4.3.4Ferrofluid Cooling
All XLT and XLTE low frequency drivers and the 46 mid frequency driver are specifically designed to be Ferrofluid- cooled. Ferrofluid is a viscous liquid that is attracted by magnetic fields. The liquid is injected into the voice coil gap during manufacturing and is permanently retained by the magnetism in the gap. Precise Ferrofluid formulations are used to match the particular physics of each driver’s operation. Ferrofluid provides several important benefits. It transfers heat away from the voice coil to maximize power handling and improve reliability. Lower voice coil operating temperatures also minimize power compression. (Power Compression: As voice coils heat up with higher power input, their impedance goes up. The higher impedance means less power is delivered to the loudspeaker, thus "compressing” its output.) Ferrofluid also provides additional mechanical damping for the moving assembly, thus lowering distortion, and helps keep the voice coil centered in its gap to prevent it from rubbing against the magnet at high power inputs.
4.4PATTERN CONTROL HORNS
The horn loading for the HF driver in all models and the model 46 MF driver is accomplished using precision molded Pattern Control designs. In addition to providing high sensitivity, this ensures well-controlled, predictable horizontal and vertical coverage throughout the driver’s operating range. Pattern Control technology projects articulate transient response and high intelligibility over long distances. This is particularly true in difficult acoustic conditions where focused sound helps prevent energizing room reverberation and the generation of unwanted sound reflections.
4.5INPUT PANEL
The steel signal-input panel on the rear of the enclosure (side on 41 and 48 models) has two Neutrik Speakon and two 1/4 in. input jacks. All jacks are wired in parallel in PASSIVE mode, thus any one of them may be used to connect to the amplifier. The panels also contain important printed information about the particular loudspeaker including power rating, impedance, frequency response, and connector wiring. A PowerSense indicator is also located on the input panel that will flash when the PowerSense DDP circuitry senses excessive power to the loudspeaker.
4.6INTERNAL CROSSOVER
The internal crossover is constructed of high quality components such as 250-Volt film capacitors, precision wound inductors, high power resistors, and high-grade glass-epoxy circuit boards. The crossover and physical alignment of the drivers within the enclosure ensures that the acoustic outputs of the individual drivers combine smoothly.

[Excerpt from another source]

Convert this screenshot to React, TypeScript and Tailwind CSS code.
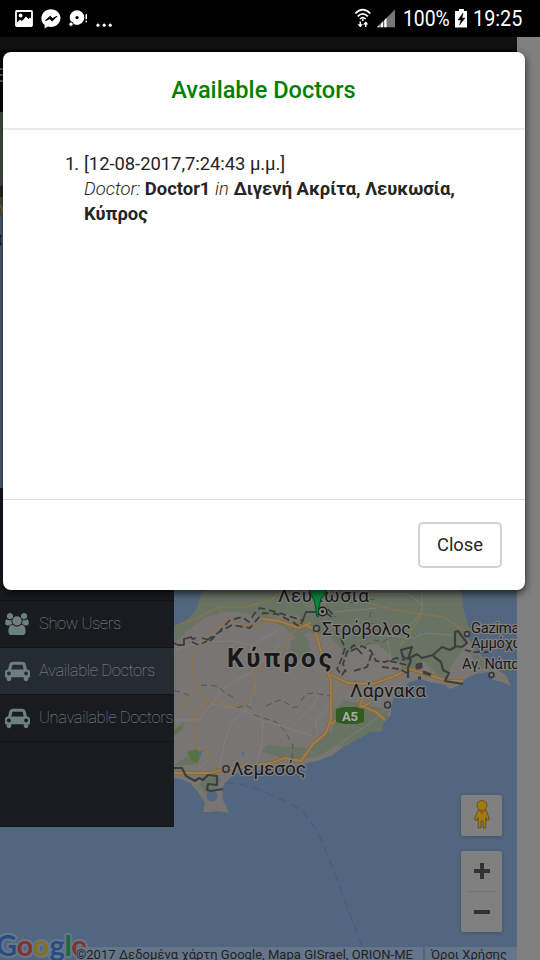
import React from "react";

const USERS_PATH =
  "M593 896q-162 5-265 128h-134q-82 0-138-40.5t-56-118.5q0-353 124-353 6 0 43.5 21t97.5 42.5 119 21.5q67 0 133-23-5 37-5 66 0 139 81 256zm1071 637q0 120-73 189.5t-194 69.5h-874q-121 0-194-69.5t-73-189.5q0-53 3.5-103.5t14-109 26.5-108.5 43-97.5 62-81 85.5-53.5 111.5-20q10 0 43 21.5t73 48 107 48 135 21.5 135-21.5 107-48 73-48 43-21.5q61 0 111.5 20t85.5 53.5 62 81 43 97.5 26.5 108.5 14 109 3.5 103.5zm-1024-1277q0 106-75 181t-181 75-181-75-75-181 75-181 181-75 181 75 75 181zm704 384q0 159-112.5 271.5t-271.5 112.5-271.5-112.5-112.5-271.5 112.5-271.5 271.5-112.5 271.5 112.5 112.5 271.5zm576 225q0 78-56 118.5t-138 40.5h-134q-103-123-265-128 81-117 81-256 0-29-5-66 66 23 133 23 59 0 119-21.5t97.5-42.5 43.5-21q124 0 124 353zm-128-609q0 106-75 181t-181 75-181-75-75-181 75-181 181-75 181 75 75 181z";
const CAR_PATH =
  "M480 1088q0-66-47-113t-113-47-113 47-47 113 47 113 113 47 113-47 47-113zm36-320h1016l-89-357q-2-8-14-17.5t-21-9.5h-768q-9 0-21 9.5t-14 17.5zm1372 320q0-66-47-113t-113-47-113 47-47 113 47 113 113 47 113-47 47-113zm160-96v384q0 14-9 23t-23 9h-96v128q0 80-56 136t-136 56-136-56-56-136v-128h-1024v128q0 80-56 136t-136 56-136-56-56-136v-128h-96q-14 0-23-9t-9-23v-384q0-93 65.5-158.5t158.5-65.5h28l105-419q23-94 104-157.5t179-63.5h768q98 0 179 63.5t104 157.5l105 419h28q93 0 158.5 65.5t65.5 158.5z";

function StatusBar() {
  return (
    <header className="flex h-[37px] w-full shrink-0 items-center bg-black pl-[15px] pr-[17px] text-white">
      <svg width="100" height="37" viewBox="15 0 100 37" fill="#fff">
        <rect x="16" y="11" width="16" height="15" rx="0.8" fill="none" stroke="#fff" strokeWidth="1.8" />
        <circle cx="20.6" cy="15.5" r="1.9" />
        <path d="M17 22.5l3-3 2 1.5 4-4.5 2.5 2.5 1.5-1.5 2 2v6H17z" />
        <path d="M51 9.2c-5.400 0-9.600 3.900-9.600 9 0 2.800 1.200 5.200 3.200 6.800v3.500l3.300-1.900c1 .3 2 .4 3.100.4 5.300 0 9.500-3.900 9.500-8.900s-4.200-8.900-9.500-8.900z" />
        <path d="M45.500 20.600l4.700-4.300 2.500 2.300 4.200-2.300-4.700 4.700-2.400-2.300z" fill="#000" stroke="#000" strokeWidth="1" />
        <circle cx="77" cy="17.600" r="7.300" />
        <circle cx="77" cy="17.600" r="1.600" fill="#000" />
        <circle cx="71" cy="24.200" r="2.200" stroke="#000" strokeWidth="1" />
        <path d="M85.500 14.300h1.500v5h-1.500zM85.500 20.700h1.500v1.600h-1.500z" />
        <circle cx="98" cy="25.200" r="1.600" />
        <circle cx="104.200" cy="25.200" r="1.600" />
        <circle cx="110.200" cy="25.200" r="1.600" />
      </svg>
      <div className="flex-1" />
      <svg width="46" height="37" viewBox="352 0 46 37" fill="none" stroke="#fff">
        <path d="M355.300 13.500q7.400-7.600 15 0M357.700 16.300q5-5 10.200 0M360 19q2.800-2.800 5.600 0" strokeWidth="1.700" />
        <circle cx="362.800" cy="20" r="1" fill="#fff" stroke="none" />
        <path d="M360.300 21.500v5M365.700 27v-5" strokeWidth="1.500" />
        <path d="M357.600 24.300h5.400l-2.700 3zM363 24.500h5.400l-2.700-3z" fill="#fff" stroke="none" />
        <path d="M395 9.500V27.300H377z" fill="#777" stroke="none" />
        <path d="M386.500 18v9.300H377z" fill="#fff" stroke="none" />
        <path d="M380 22v6M383.700 18v10" stroke="#000" strokeWidth="0.8" />
      </svg>
      <span className="ml-[5px] w-[48px] whitespace-nowrap text-[22.500px] leading-none"><span className="inline-block origin-left scale-x-[0.86]">100%</span></span>
      <svg className="ml-[3px]" width="15" height="37" viewBox="454 0 15 37">
        <path d="M459 9h5v2h3v16.500h-12V11h4z" fill="#fff" />
        <path d="M463 13l-5 7h3l-1.500 5 5.500-7h-3z" fill="#000" stroke="#000" strokeWidth=".5" />
      </svg>
      <span className="ml-[4px] w-[50px] whitespace-nowrap text-[22.500px] leading-none"><span className="inline-block origin-left scale-x-[0.88]">19:25</span></span>
    </header>
  );
}

function IslandMap() {
  return (
    <svg className="block" width="517" height="848" viewBox="0 112 517 848" fontFamily="Roboto, sans-serif">
      <defs>
        <clipPath id="land">
          <path d="M174 626L184 622 192 615 198 606 200 598 205 585H460L463 608 466 619 470 630 468 638 475 648 485 660 493 667 506 675 511 686 502 682 493 680 488 672 476 674 465 679 458 686 450 689 445 685 430 682 420 679 410 682 399 691 393 700 391 708 391 715 383 723 382 731 370 732 360 738 343 747 333 755 320 760 300 765 280 768 247 770 233 775 225 783 222 788 223 800 229 813 217 811 210 812 203 812 205 803 198 792 190 783 183 780 174 778Z" />
        </clipPath>
      </defs>
      <rect x="0" y="112" width="517" height="848" fill="#52677f" />
      <rect x="0" y="112" width="3" height="104" fill="#4b5545" />
      <path d="M0 186h3v11H0z" fill="#292b28" />
      <path d="M0 205q3 3 3 10" stroke="#8b713e" strokeWidth="2" fill="none" />
      <path d="M1 235q-3 5 0 10" stroke="#222" strokeWidth="2" fill="none" />

      <g clipPath="url(#land)">
        <rect x="170" y="580" width="347" height="240" fill="#787573" />
        <g fill="#687363">
          <path d="M174 585h290l8 50-12 18-8 12-8 16-26-4-22-9-18-10-14-2-14 7-10-16-12-11-20-4-10 8-14-13-28-12-28-4-24 7-18 14-14 14-28 0z" />
          <path d="M291 640l16-4 6 26-9 2-14-14zM267 745l38 3 11 9-25 3-30-8zM330 714l14-14 16 4 26 5 4 18-46 20-13-2 2-22zM310 750l8-15 17-4 11 8-29 18zM174 765l14-9 8 8-18 2zM203 776l18 2-6 14-10 1-5-8z" />
          <path d="M470 642l10 15 12 13-17-2z" />
          <path d="M174 730l10-8-2 8-8 6z" fill="#607454" />
          <path d="M187 752l9-3 5 4-3 10-6-1z" fill="#59713f" />
        </g>
        <g fill="#7a7775">
          <path d="M342 664l14-18 22-2 13 12 11 10-8 15-24 4-20-6zM405 675l18-14 16 15 2 8-22-4z" />
          <path d="M276 616l18-3 12 8-20 4zM198 640l20-15 18 2-6 12z" opacity=".6" />
        </g>
        <g fill="none" stroke="#8a8886" strokeWidth=".8" opacity=".75">
          <path d="M174 650l24-8 34-1 19 4 26-14M210 706l16-20 24-13 20-19 14-13M256 685l-7 22-18 16-8 24M174 720l25 0 13-16 32 6 19 11 19 5 30 10M263 721l-1 24-6 20M292 726l20-19 10-20M224 748l-7 30M190 775l18-14M345 594h64l13 11M422 581v30l-13 16-22 10 4 22M374 635l40 3 10-5 29 2M335 612l42-4M311 606l20-17M330 705l-15 16 4 17M392 703l-20 19-20 13-17 13" />
        </g>
        <g fill="none" stroke="#8f754a" strokeWidth="1.200">
          <path d="M174 626l22-7 22-12h28l25-7 16-14 19-6M218 607l8 10 2 10M248 587l-14-5M200 694l-7-20 0-20 17-22 17-10 31 4 19-8 22 2 12 8M205 694l-14 1-10 13 14 6 1 34 12 4 10 12" />
          <path d="M205 694v9l-9 12M256 669l-3 28-17 11-25-8M256 669l21-14 17-24 16-10M320 616l5-13 20-8M370 603l20 6 25 4 28 4 24 15M422 613l-13 22-10 12M462 583v16l5 17M339 679l-7 17M291 629l-8-7-21-2" />
        </g>
        <g fill="none" stroke="#8a6a3d" strokeWidth="4" strokeLinejoin="round">
          <path d="M174 773h37l14-4 46-6 14-5 16 3 12-17 13-11 5-14 0-38-9-26-7-25-10-6M262 619l17 2 20 7 12-5M331 675l17 8 25 1 22-8 14-7 17 5 22 7h27l14-5M368 685l-8 20 16 7 9 8M331 724l15-10 24-11" />
        </g>
        <g fill="none" stroke="#9a7e54" strokeWidth="1.800" strokeLinejoin="round">
          <path d="M174 773h37l14-4 46-6 14-5 16 3 12-17 13-11 5-14 0-38-9-26-7-25-10-6M262 619l17 2 20 7 12-5M331 675l17 8 25 1 22-8 14-7 17 5 22 7h27l14-5M368 685l-8 20 16 7 9 8M331 724l15-10 24-11" />
        </g>
        <circle cx="212" cy="796" r="5.500" fill="#52677f" />
        <path d="M199 752l4-2-4 9zM423 630l3 2-3 2zM242 752l3 1-3 3z" fill="#456f9b" />
      </g>

      <g fill="none" stroke="#3e3e3e" strokeWidth="1.800" strokeLinejoin="round">
        <path d="M174 643l4 2h6l0-6 7-2 2 2 3-1" />
        <path d="M192 642l7 3 8-4M202 638l10 3M210 641l8-8 12-13 12-3 7 5 6-9 5-5 16 4 22 7 6 2M207 640l14-9 11-6 18 3 9-11 4-4 14 1 16 8 8 6" strokeDasharray="7 4" />
        <path d="M301 624l5-12h10" />
        <path d="M326 613l6 4M328 609l7 8M341 639l4 9-4 12-4 9 5 6 4-6M362 654l-8-9-7 7-4 12 3 8M351 651l11-5 9 5 5 10 9 1 11-4 9 2M354 671l13-4 5-14M390 661l17 4M382 667l17 2 10 5" strokeDasharray="7 3" />
        <path d="M408 678v-10l3-8-8-3-2-7 11-3-4 12 9-5 5 4 11-3 9-8 8 3 5-3 0-15 3-1 9 12-5 4-8-1M433 656l8 6 2 8 6 3-4 8 18 3" strokeWidth="2.200" />
        <path d="M465 650l8 2 16 0" strokeDasharray="6 3" />
        <path d="M417 665l4-1 0 3-4 1zM423 672l8 3M418 678h3" strokeWidth="3" />
        <path d="M174 768h8l4 8 9 5 4-3 4 2 5-5 9 1 0 9-9-1-1 6 4 1 12-2" strokeWidth="2.200" />
      </g>
      <g fill="none" stroke="#555" strokeWidth="1" strokeDasharray="6 4">
        <path d="M174 691l7 1 9 4M201 685l17 1 7 7 8 4M237 708l9-3 6 4M266 706l13-6 8 3 5 5 8-2M301 701l5-7 8-1 16 3M254 715l22 7 9 9 8 15-1 14M349 603l26-4M371 612l-3 10 8 3M365 646l9-6 9 2 9-6" />
      </g>
      <path d="M225 784l10-1 20 5 26 11 21 11 16 22 18 44 28 76" fill="none" stroke="#4a5a88" strokeWidth="1.400" strokeDasharray="9 5" />

      {/* Town circles and motorway shield */}
      <circle cx="322.500" cy="611.500" r="4.300" fill="#8a8886" stroke="#1e1e1e" strokeWidth="1.600" />
      <circle cx="322.500" cy="611.500" r="1.700" fill="#1e1e1e" />
      <g fill="#777" stroke="#333" strokeWidth="1.500">
        <circle cx="316.500" cy="628.500" r="3" />
        <circle cx="467" cy="634" r="2.500" />
        <circle cx="491.500" cy="675" r="2.500" />
        <circle cx="387.500" cy="705" r="3" />
        <circle cx="226" cy="769" r="3.200" />
      </g>
      <path d="M336 709l8-2h12l8 2v13l-8 2h-12l-8-2z" fill="#315b20" />
      <text x="342" y="721" fontSize="13" fontWeight="700" fill="#aaa" textLength="16">A5</text>

      <g fill="#191919" stroke="#838180" strokeWidth="2.500" paintOrder="stroke" strokeLinejoin="round">
        <text x="278" y="602" fontSize="19" textLength="91">Λευκωσία</text>
        <text x="322" y="635" fontSize="18" textLength="89">Στρόβολος</text>
        <text x="227" y="667" fontSize="26" fontWeight="700" textLength="105">Κύπρος</text>
        <text x="350" y="697" fontSize="19" textLength="76">Λάρνακα</text>
        <text x="231" y="775" fontSize="19" textLength="75">Λεμεσός</text>
        <text x="471" y="633" fontSize="14.800" letterSpacing="-.3">Gazimağusa</text>
        <text x="471" y="648" fontSize="14.800" letterSpacing="-.3">Αμμόχωστος</text>
        <text x="462" y="669" fontSize="14.600" letterSpacing="-.2">Αγ. Νάπα</text>
      </g>
      {/* Teardrop marker */}
      <path d="M306 580h24q-3 13-9 19-3 8-3 18-2 0-2-8-1-8-4-13-4-5-6-16z" fill="#08873f" stroke="#064b24" strokeWidth="1" />

      {/* Map provider wordmark */}
      <text x="-4" y="956" fontFamily="Lato, sans-serif" fontSize="29" fontWeight="700" stroke="#64778d" strokeWidth="4" paintOrder="stroke" strokeLinejoin="round" textLength="91">
        <tspan fill="#294c83">G</tspan><tspan fill="#86312b">o</tspan><tspan fill="#89701c">o</tspan><tspan fill="#294c83">g</tspan><tspan fill="#206937">l</tspan><tspan fill="#86312b">e</tspan>
      </text>
    </svg>
  );
}

function SideItem({ label, icon, active }: { label: string; icon: "users" | "car"; active?: boolean }) {
  return (
    <li className={`flex h-[47px] items-center overflow-hidden border-b border-[#111417] pl-[5px] ${active ? "bg-[#252b33]" : ""}`}>
      {icon === "users" ? (
        <svg className="w-[24px] shrink-0" height="22" viewBox="0 0 1920 1792" fill="#6d7f7e"><path d={USERS_PATH} /></svg>
      ) : (
        <svg className="w-[25px] shrink-0" height="22" viewBox="0 0 2048 1792" fill="#6d7f7e"><path d={CAR_PATH} /></svg>
      )}
      <span className={`whitespace-nowrap text-[16.500px] font-thin tracking-[-0.38px] text-[#8a9290] ${icon === "users" ? "ml-[10px]" : "ml-[9px]"}`}>{label}</span>
    </li>
  );
}

function MapControls() {
  return (
    <div className="absolute right-[15px] top-[683px] flex w-[41px] flex-col gap-[15px]">
      <div className="flex h-[41px] items-center justify-center rounded-[2px] bg-[#808080] shadow-[0_1px_4px_rgba(0,0,0,0.2)]">
        <svg className="mb-[3px]" width="18" height="30" viewBox="0 0 18 30" fill="#a07b12" stroke="#694f20" strokeWidth="1">
          <path d="M5 11h8l3.500 9.500-2.500 1-1.200-3V29H10v-7H8v7H5.200V18.500L4 21.500l-2.500-1z" />
          <circle cx="9" cy="6.500" r="5" />
          <path d="M6 11.500h6L9 16z" fill="#9a581d" stroke="none" />
        </svg>
      </div>
      <div className="flex h-[81px] flex-col items-center rounded-[2px] bg-[#808080] shadow-[0_1px_4px_rgba(0,0,0,0.2)]">
        <div className="flex h-[40px] items-center"><svg width="16" height="16"><path d="M0 6h6V0h4v6h6v4h-6v6H6v-6H0z" fill="#333" /></svg></div>
        <div className="h-px w-[28px] bg-[#737373]" />
        <div className="flex h-[40px] items-center"><svg width="16" height="4"><rect width="16" height="4" fill="#333" /></svg></div>
      </div>
    </div>
  );
}

function DoctorsDialog() {
  return (
    <section role="dialog" aria-label="Available Doctors" className="absolute left-[3px] top-[52px] flex h-[538px] w-[522px] flex-col rounded-[8px] bg-white text-[#252525] shadow-[0_3px_9px_rgba(0,0,0,0.75)]">
      <div className="flex h-[78px] items-center justify-center border-b-2 border-[#eaeaea] pt-[2px] pr-[1px]">
        <h4 className="text-[23.600px] font-medium leading-none text-[#008000]">Available Doctors</h4>
      </div>
      <div className="flex-1 pl-[62px] pt-[21px] text-[18.400px] leading-[25px]">
        <ol className="flex">
          <li className="flex">
            <span className="w-[19px] tracking-[-1px]">1.</span>
            <p className="w-[390px]">
              <span className="tracking-[-0.03px]">[12-08-2017,7:24:43 μ.μ.]</span><br />
              <i className="font-light">Doctor:</i> <b>Doctor1</b> <i className="font-light">in</i> <b>Διγενή Ακρίτα, Λευκωσία, Κύπρος</b>
            </p>
          </li>
        </ol>
      </div>
      <div className="flex h-[91px] items-center justify-end border-t-[1px] border-[#dedede] pr-[23px]">
        <button className="h-[46px] w-[84px] rounded-[5px] border-2 border-[#d0d0d0] text-[18.400px] leading-none">Close</button>
      </div>
    </section>
  );
}

export default function App() {
  return (
    <div className="relative flex h-[960px] w-[540px] flex-col overflow-hidden bg-[#808080] font-[Roboto,'Noto_Sans',sans-serif]">
      <StatusBar />
      <main className="w-[517px]">
        <div className="h-[13px] bg-[#111]" />
        <div className="flex h-[62px] items-center bg-[#060606] pb-[12px]">
          <div className="flex flex-col gap-[4px]">
            <i className="h-[2px] w-[4px] bg-[#666]" />
            <i className="h-[2px] w-[4px] bg-[#666]" />
            <i className="h-[2px] w-[4px] bg-[#666]" />
          </div>
        </div>
        <div className="relative h-[848px]">
          <IslandMap />
          <nav className="absolute left-0 top-[376px] h-[339px] w-[174px] bg-[#181b1f] pt-[112px]">
            <ul className="border-t border-[#111417]">
              <SideItem label="Show Users" icon="users" />
              <SideItem label="Available Doctors" icon="car" active />
              <SideItem label="Unavailable Doctors" icon="car" />
            </ul>
          </nav>
          <MapControls />
          <footer className="absolute bottom-0 right-0 flex h-[13px] gap-[2px] overflow-hidden whitespace-nowrap text-[13px] leading-[15px] text-[#222]">
            <span className="w-[347px] bg-[#66768a] tracking-[0.04px]">©2017 Δεδομένα χάρτη Google, Mapa GISrael, ORION-ME</span>
            <span className="w-[92px] bg-[#66768a] pl-[6px]">Όροι Χρήσης</span>
          </footer>
        </div>
      </main>
      <DoctorsDialog />
    </div>
  );
}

4.6.1PASSIVE / BIAMP Switch
A switch on the full-range loudspeaker input panel selects between two operating modes: PASSIVE mode (single amplifier) or BIAMP mode (separate low and high frequency amplifiers). In both PASSIVE and BIAMP mode, the internal crossover divides the audio signal into the separate frequency ranges for each of the drivers.
In PASSIVE mode one amplifier is used to power the entire loudspeaker. In BIAMP mode one amplifier is used to power the low frequency section and another is used to power the high frequency section. The separation of high and low frequencies is done internally in the loudspeaker, so no electronic crossover is required. Simply run full-range signals into the amplifiers and connect the outputs to the appropriate HF and LF terminals on one of the Neutrik input jacks. Use the amplifier input level controls to balance the HF to LF acoustic outputs. Note the 1/4 in. jacks are not used in BIAMP mode.
4.6.2HF-Level Switch
A switch on the full-range loudspeaker input panels selects between two different high frequency output levels. This is used to adjust the voicing of the loudspeaker to optimize the audio quality for different performers, types of program material, or acoustic environments. This switch is active in both PASSIVE and BIAMP modes.